$3.5M USD raised for TikTok-style video dating app tailored for Gen Z

Feb 23 2021, 1:12 am

A new dating app has secured $3.5 million USD in pre-seed investment and it’s looking to create an authentic, video-focused approach to online dating.

Snack is a recently launched video dating app. Its founder, Vancouver-based Kimberly Kaplan, describes it as “Tinder Meets TikTok for Gen Zs” — minus the “filters and first date let downs.”

The app works through a video-focused format. According to the company, it combines the matching algorithms of dating platforms like Tinder with the ability to stream and share your life in real-time, such as with Instagram or TikTok.

Kaplan is no stranger to successful dating apps, either — she was part of the executive team at Plenty of Fish, which sold in 2015 for $575 million.

Kaplan explains that Snack was inspired by an “evolution” seen across social media, where video-oriented content is more authentic than selfies and photos.

“Tinder is your parents’ dating app,” Kaplan says in a statement.

“Gen Z will use it to match and then immediately migrate onto other social platforms where they can engage in each other’s content without the pressure of starting a conversation.”

Snack App

Snack App

She points that that TikTok guided people in creating short, catchy videos — but the platform doesn’t necessarily work for dating.

“TikTok taught people how to create compelling short-form videos and normalized video-first profiles,” Kaplan explains. But TikTok doesn’t work for dating: you can’t see whether people are single, where they are, or slide into their DMs.”

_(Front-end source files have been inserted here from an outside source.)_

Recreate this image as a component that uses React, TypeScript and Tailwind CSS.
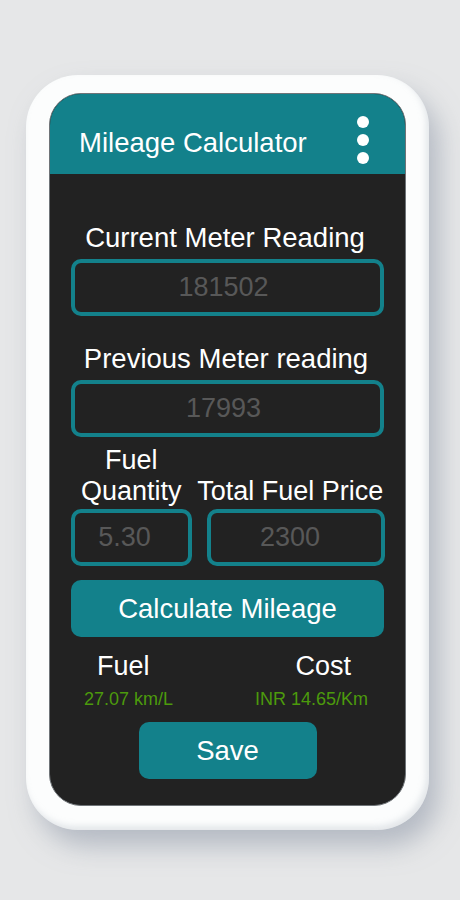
import React from 'react';

const font = { fontFamily: '"Liberation Sans", Arial, sans-serif' };

interface FieldProps {
  placeholder: string;
  className?: string;
}

const Field: React.FC<FieldProps> = ({ placeholder, className = '' }) => (
  <input
    readOnly
    placeholder={placeholder}
    className={`h-[57px] rounded-[10px] border-[4px] border-[#13818b] bg-transparent text-center text-[27px] text-white outline-none placeholder:text-[#585858] ${className}`}
  />
);

export default function App() {
  return (
    <div className="min-h-[900px] w-[460px] bg-[#e6e7e8] pt-[75px]" style={font}>
      {/* phone frame */}
      <div className="ml-[26px] w-[403px] rounded-[52px] bg-[#fcfdfd] px-[23px] pb-[24px] pt-[18px] shadow-[10px_16px_26px_rgba(140,150,165,0.55),inset_-3px_-4px_6px_rgba(180,188,198,0.35)]">
        <div className="overflow-hidden rounded-[32px] border border-[#6f7478] bg-[#222222]">
          {/* header */}
          <div className="flex h-[80px] items-center justify-between bg-[#13818b] pl-[29px] pr-[36px] pt-[16px]">
            <h1 className="text-[27.5px] leading-[31px] text-white">Mileage Calculator</h1>
            <div className="-mt-[4px] flex flex-col gap-[6px]">
              <span className="h-[12px] w-[12px] rounded-full bg-white" />
              <span className="h-[12px] w-[12px] rounded-full bg-white" />
              <span className="h-[12px] w-[12px] rounded-full bg-white" />
            </div>
          </div>

          {/* body */}
          <div className="flex flex-col px-[21px] pb-[26px] pt-[48px]">
            <label className="whitespace-nowrap pr-[5px] text-center text-[27.5px] leading-[31px] text-white">Current Meter Reading</label>
            <Field placeholder="181502" className="mt-[6px] w-full pr-[8px]" />

            <label className="mt-[27px] whitespace-nowrap pr-[3px] text-center text-[27.5px] leading-[31px] text-white">Previous Meter reading</label>
            <Field placeholder="17993" className="mt-[6px] w-full pr-[8px]" />

            <div className="mt-[8px] flex items-end gap-[5px]">
              <span className="w-[121px] text-center text-[27px] leading-[31px] text-white">Fuel Quantity</span>
              <span className="w-[188px] whitespace-nowrap text-center text-[27px] leading-[31px] text-white">Total Fuel Price</span>
            </div>
            <div className="mt-[2px] flex gap-[15px]">
              <Field placeholder="5.30" className="w-[121px] pr-[14px]" />
              <Field placeholder="2300" className="w-[178px] pr-[12px]" />
            </div>

            <button className="mt-[14px] h-[57px] w-full rounded-[10px] bg-[#13818b] text-[27.5px] text-white">
              Calculate Mileage
            </button>

            <div className="mt-[14px] flex pl-[26px] text-[27px] leading-[31px] text-white">
              <span>Fuel</span>
              <span className="ml-[146px]">Cost</span>
            </div>
            <div className="mt-[7px] flex pl-[13px] text-[18px] leading-[21px] text-[#4c9a0c]">
              <span>27.07 km/L</span>
              <span className="ml-[82px]">INR 14.65/Km</span>
            </div>

            <button className="mx-auto mt-[12px] h-[57px] w-[178px] rounded-[10px] bg-[#13818b] text-[27.5px] text-white">
              Save
            </button>
          </div>
        </div>
      </div>
    </div>
  );
}
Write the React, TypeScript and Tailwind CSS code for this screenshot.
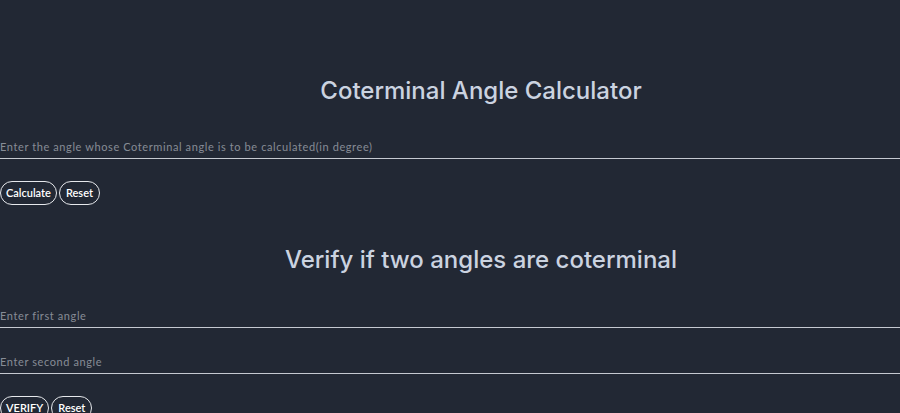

“Snack was created to be the best of both worlds.”

The app moves away from swiping and into a TikTok-style interface. Singles can engage with each other’s content via stream, without the barrier that comes from sending the first message.

Snack says that it’s already drawing attention from its target audience, which is 18- to 24-year-olds. Currently, the user-base skews towards females, which the company says is a reflection of “the video-first appeal to women.”

This round of funding was co-led by Kindred Ventures and Coelius Capital, with participation from Golden Ventures, Garage Capital, Panache Ventures, and N49P Ventures.